Sep 30, 2008

Saber global e saber local: tão distantes...


É instigante perceber a tentativa histórica de separação entre o conhecimento racional e o conhecimento simbólico do ser humano. Mais do que uma separação, percebemos a soberba hierarquização dos tipos de conhecimento. O próprio desenvolvimento da ciência, em seu início se estabelece a partir de uma separação entre o homem e a natureza, entre o sujeito e o objeto. Fortalece-se o método experimental, Retira-se um elemento da natureza, levando-o para o laboratório. Prossegue-se daí a fragmentação do conhecimento. Estuda-se as partes, sem levar em consideração o todo. Outro fator foi o processo de excessiva quantificação do conhecimento, como se tudo aquilo que não pudesse ser medido, estivesse fora do mundo científico. E aí está a grande barreira.



Existem elementos do mundo natural, real e concreto que não podem ser medidos. Não tem como eu dizer a alguém que amo essa pessoa dez ou vinte vezes, ou que a admiro 45%. Por isso o saber quantificado não pode se estabelecer como único. Na análise científica sobre um conflito de terras, como medir a importância que o mesmo espaço possui para o indígena e para o minerador? Talvez, para o segundo possamos quantificar, na avaliação do quanto a exploração selvagem da terra lhe renderá em lucros. Porém, em relação ao indígena, jamais se poderá quantificar sua perspectiva. Sua posição em relação a terra é simbólica, ligada a sua religiosidade e aos elementos místicos de seu cotidiano. A sociedade global e dominante não aprendeu a interpretar essa categoria de dados. Gerou-se então o antagonismo entre o saber global e o saber local.
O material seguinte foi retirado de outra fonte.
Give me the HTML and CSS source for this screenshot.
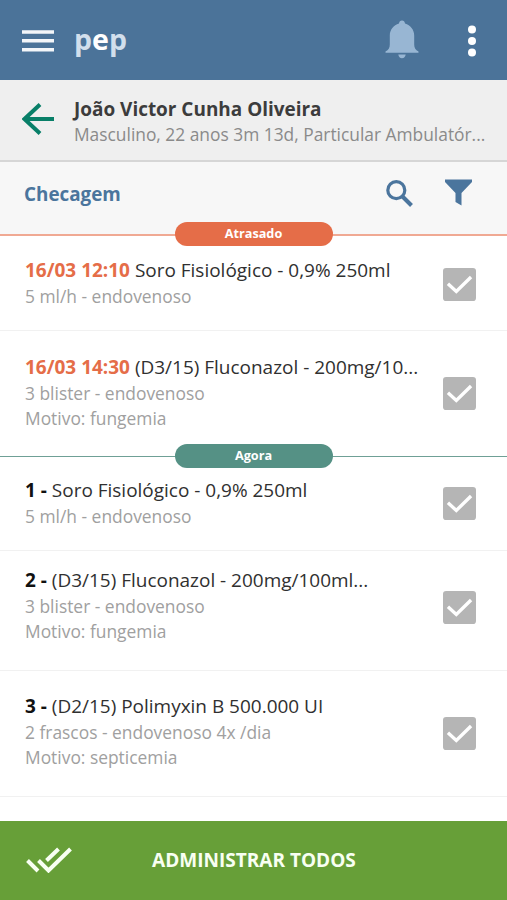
FILE: index.html
```html
<!DOCTYPE html>
<html lang="pt-BR">
<head>
<meta charset="utf-8">
<title>pep - Checagem</title>
<link rel="stylesheet" href="styles.css">
</head>
<body>
<svg class="defs" width="0" height="0" aria-hidden="true">
  <symbol id="check" viewBox="0 0 32 32">
    <rect width="32" height="32" rx="3" fill="#b5b5b5"/>
    <path d="M4.800 15.300L12.900 22.700L27.200 8.700" fill="none" stroke="#fff" stroke-width="3.300"/>
  </symbol>
</svg>
<div class="app">
  <header class="topbar">
    <svg class="menu" viewBox="0 0 32 22"><path d="M0 2H32M0 10.8H32M0 19.7H32" stroke="#f3f6f9" stroke-width="3.400"/></svg>
    <div class="logo">p<span class="logo-e">e</span>p</div>
    <svg class="bell" viewBox="0 0 34 40"><path fill="#98b6d3" d="M17 .5c1.700 0 2.800 1.300 3 3.100 5.400 1.700 9.200 6.200 9.200 11.900v9c0 3.600 1.300 5.200 4.300 7v1.200H.5v-1.200c3-1.800 4.300-3.400 4.300-7v-9c0-5.700 3.800-10.200 9.200-11.900C14.200 1.800 15.300.5 17 .5zM13.300 34.500h7.400c-.3 2.400-1.700 3.700-3.700 3.700s-3.400-1.300-3.700-3.700z"/></svg>
    <svg class="more" viewBox="0 0 8 32"><g fill="#fff"><circle cx="4" cy="4.500" r="4"/><circle cx="4" cy="16" r="4"/><circle cx="4" cy="27.500" r="4"/></g></svg>
  </header>
  <section class="patient">
    <svg class="back" viewBox="0 0 32 32"><path d="M32 16H2M18 1.500L2.500 16L18 30.500" fill="none" stroke="#087f68" stroke-width="4"/></svg>
    <div class="patient-info">
      <div class="patient-name">João Victor Cunha Oliveira</div>
      <div class="patient-meta">Masculino, 22 anos 3m 13d, Particular Ambulatór...</div>
    </div>
  </section>
  <section class="toolbar">
    <h1 class="heading">Checagem</h1>
    <svg class="search" viewBox="0 0 27 27"><circle cx="10.300" cy="10.200" r="8.500" fill="none" stroke="#4b759d" stroke-width="3.200"/><path d="M16.500 16.500L25.500 25.500" stroke="#4b759d" stroke-width="4"/></svg>
    <svg class="filter" viewBox="0 0 27 27"><path fill="#4b759d" d="M0 .5H27V3L16.500 14V26.500L10.500 23V14L0 3z"/></svg>
  </section>
  <div class="divider late"><span class="pill">Atrasado</span></div>
  <article class="item r1">
    <div class="text"><div class="title"><b>16/03 12:10</b> Soro Fisiológico - 0,9% 250ml</div>
    <div class="sub">5 ml/h - endovenoso</div></div>
    <svg class="box"><use href="#check"/></svg>
  </article>
  <article class="item r2">
    <div class="text"><div class="title"><b>16/03 14:30</b> (D3/15) Fluconazol - 200mg/10...</div>
    <div class="sub">3 blister - endovenoso</div><div class="sub">Motivo: fungemia</div></div>
    <svg class="box"><use href="#check"/></svg>
  </article>
  <div class="divider now"><span class="pill">Agora</span></div>
  <article class="item r3">
    <div class="text"><div class="title"><b>1 -</b> Soro Fisiológico - 0,9% 250ml</div>
    <div class="sub">5 ml/h - endovenoso</div></div>
    <svg class="box"><use href="#check"/></svg>
  </article>
  <article class="item r4">
    <div class="text"><div class="title"><b>2 -</b> (D3/15) Fluconazol - 200mg/100ml...</div>
    <div class="sub">3 blister - endovenoso</div><div class="sub">Motivo: fungemia</div></div>
    <svg class="box"><use href="#check"/></svg>
  </article>
  <article class="item r5">
    <div class="text"><div class="title"><b>3 -</b> (D2/15) Polimyxin B 500.000 UI</div>
    <div class="sub">2 frascos - endovenoso 4x /dia</div><div class="sub">Motivo: septicemia</div></div>
    <svg class="box"><use href="#check"/></svg>
  </article>
  <footer class="action">
    <svg class="double" viewBox="0 0 46 26"><path d="M1.500 13.500L12 24M32.500 2L20.500 13.500M12.500 13.500L22.500 23.500L44.500 2" fill="none" stroke="#f8fff2" stroke-width="4"/></svg>
    <span class="action-label">ADMINISTRAR TODOS</span>
  </footer>
</div>
</body>
</html>
```
FILE: styles.css
```css
* { box-sizing: border-box; }
body { margin: 0; background: #fff; font-family: "Open Sans", "Noto Sans", sans-serif; }
svg { display: block; flex: none; }
.defs { position: absolute; }
.app { width: 507px; height: 900px; display: flex; flex-direction: column; overflow: hidden; }
.app > * { flex: none; }

.topbar { height: 80px; background: #4b7399; display: flex; align-items: center; padding-left: 22px; }
.menu { width: 32px; height: 22px; margin-top: 1px; }
.logo { width: 311px; margin-left: 20px; padding-bottom: 3px; font-size: 28.500px; font-weight: 700; line-height: 40px; color: #d2dfec; }
.logo-e { color: #fff; }
.bell { width: 34px; height: 40px; }
.more { width: 8px; height: 32px; margin-left: 49px; margin-top: 1px; }

.patient { height: 82px; background: #efefef; border-bottom: 2px solid #d6d6d6; display: flex; padding-left: 22px; }
.back { width: 32px; height: 32px; margin-top: 23px; }
.patient-info { margin-left: 20px; padding-top: 16px; white-space: nowrap; }
.patient-name { font-size: 18.950px; line-height: 26px; font-weight: 700; color: #3c3c3c; }
.patient-meta { font-size: 17.380px; line-height: 24px; color: #8a8a8a; }

.toolbar { height: 72px; background: #f7f7f7; display: flex; align-items: flex-start; padding: 18px 0 0 24px; }
.heading { margin: 0; width: 362px; font-size: 18.850px; line-height: 28px; font-weight: 700; color: #4b759d; }
.search { width: 27px; height: 27px; }
.filter { width: 27px; height: 27px; margin-left: 32px; margin-top: -1px; }

.divider { height: 2px; display: flex; align-items: center; justify-content: center; position: relative; }
.late { background: #f0a993; }
.now { height: 1px; background: #6fa096; }
.pill { flex: none; width: 158px; height: 24px; margin-bottom: 2px; border-radius: 12px; color: #fff; font-size: 12.700px; font-weight: 700; line-height: 22px; text-align: center; }
.late .pill { background: #e56d48; }
.now .pill { background: #559185; }

.item { display: flex; align-items: flex-start; padding-left: 25px; border-bottom: 1px solid #f1f1f1; }
.text { width: 418px; white-space: nowrap; }
.title { margin-bottom: 1px; font-size: 18.980px; line-height: 26px; color: #303030; }
.title b { color: #111; }
.r1 .title b, .r2 .title b { color: #e56d48; }
.sub { font-size: 17.400px; line-height: 25px; color: #a0a0a0; }
.box { width: 33px; height: 33px; }
.r1 { height: 95px; padding-top: 21px; }
.r1 .box { margin-top: 11px; }
.r2 { height: 125px; padding-top: 23px; border: 0; }
.r2 .box { margin-top: 23px; }
.r3 { height: 94px; padding-top: 20px; }
.r3 .box { margin-top: 10px; }
.r4 { height: 120px; padding-top: 16px; }
.r4 .box { margin-top: 24px; }
.r5 { height: 126px; padding-top: 22px; }
.r5 .box { margin-top: 24px; }

.action { height: 79px; margin-top: auto; background: #679f38; display: flex; align-items: center; padding: 0 0 1px 26px; }
.double { width: 46px; height: 26px; }
.action-label { margin-left: 80px; font-size: 19.050px; font-weight: 700; color: #f8fff2; white-space: nowrap; }
```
Segundo Morin (2004), “cada civilização possui um pensamento racional, empírico, técnico e, também, um saber simbólico, mitológico, mágico”. O problema é que aprendemos a associar o pensamento racional ao ideal de civilização, como um saber embasado e exclusivamente válido. Já o saber simbólico habita o mundo da ignorância, como algo que não serve aos interesses da quantificação do capital, e que, portanto, deve ser “convertido”. Não conseguimos imaginar que os dois saberes podem se complementar e colaborar entre si, deixando de negar a dimensão holística do ser humano e da própria natureza. Por exemplo, ao invés de gastar milhões de reais em pesquisas medicinais, alguém parou para perguntar a um indígena se ele já possui alguma experiência de cura com os sintomas da doença pesquisada? Certamente não, pois pouco poderia o analfabeto do sistema contribuir conosco. Esse afastamento confirma a necessidade cada vez mais contundente do diálogo entre o saber local e o saber local. Isso passa pelo próprio processo de reelaboração do conhecimento, através da autocrítica. Passa pela quebra do argumento da autoridade.



Bibliografia: MORIN, E. Saberes Globais e Saberes Locais. O olhar transdisciplinar. 5 ed. Rio de Janeiro: Bertrand Brasil, 2004.